Ia kembali menegaskan, resolusi PBB harus menyerukan ‘gencatan senjata segera dan komprehensif, serta penarikan mundur pasukan Israel di belakang Garis Biru (Blue Line)’, perbatasan tidak resmi antara wilayah Israel dan Libanon.
Merespon pernyataan Menlu Qatar, utusan Israel di PBB, Dan Gillerman menyerukan dilakukannya tindakan yang efektif untuk membendung Hizbullah, yang disebut Gillerman sebagai ‘teroris’, dengan menempatkan pasukan internasional.
Ia sama sekali tidak merespon seruan agar Israel mundur dari wilayah Libanon.Gillerman malah meminta dunia internasional melakukan tindakan untuk menghentikan pasokan senjata ke Hizbullah dari Suriah dan Iran.

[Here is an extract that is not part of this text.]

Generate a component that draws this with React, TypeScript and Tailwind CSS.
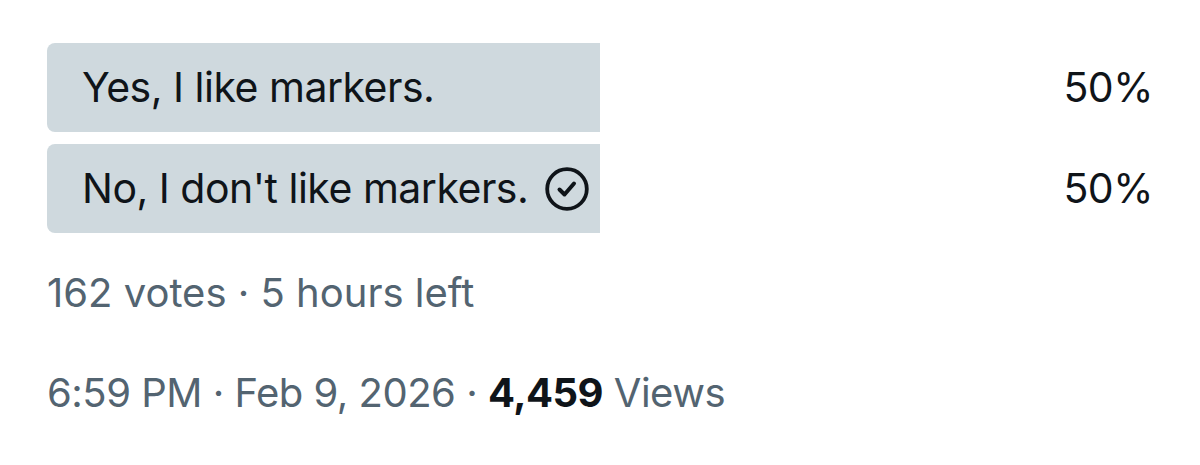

Resolusi PBB Untungkan Israel
Sementara itu, sejumlah analis dan pengamat memperkirakan bahwa resolusi yang disusun oleh AS dan Perancis, hanya menguntungkan Israel.
"Draft resolusi merupakan upaya untuk menyelamatkan Israel dari Libanon, dengan cara membantu Israel mendapatkan kemenangannya baik dari sisi politik maupun diplomatik, yang telah gagal diraih Israel di medan pertempuran," ujar Talal Atrisi, analis politik dari Libanon.
"Draft resolusi itu merupakan upaya untuk kembali memukul Libanon dan memupuskan niat baik Libanon. Mereka telah salah, berpikir bahwa kekuatan politik Libanon mulai kehilangan kesabaran dan akan menerima resolusi internasional untuk mengakhiri perang," tambah Qassim Qussir, analis politik Libanon yang lain.
Muhamad el-Sayid Said, pakar dari Al-Ahram Center for Political and Strategic Studies, yang berbasis di Kairo berpendapat, draft resolusi usulan AS dan Perancis ‘tidak realistis’ dan tidak bisa diimplementasikan di lapangan.
Said menyatakan, seruan untuk melucuti senjata Hizbullah tidak bisa dilakukan. "Ini akan menjadi bunuh diri politik bagi Hizbullah, yang telah memenangkan perang terhadap Israel," imbuhnya.
Penulis asal Inggris Robert Fisk dalam tulisannya yang dimuat surat kabar The Independent, Senin (7/8) menyatakan, draft resolusi AS-Perancis hanya melayani kepentingan-kepentingan Israel saja.
"Analisa mendalam dari draf AS-Perancis-yang merupakan ‘sidik jari’ John Bolton, utusan AS di PBB- hampir semua paragraphnya menunjukkan siapa yang sedang mengendalikan kebijakan Washington di Timur Tengah, yaitu Israel," tulis Fisk. (ln/aljz/iol)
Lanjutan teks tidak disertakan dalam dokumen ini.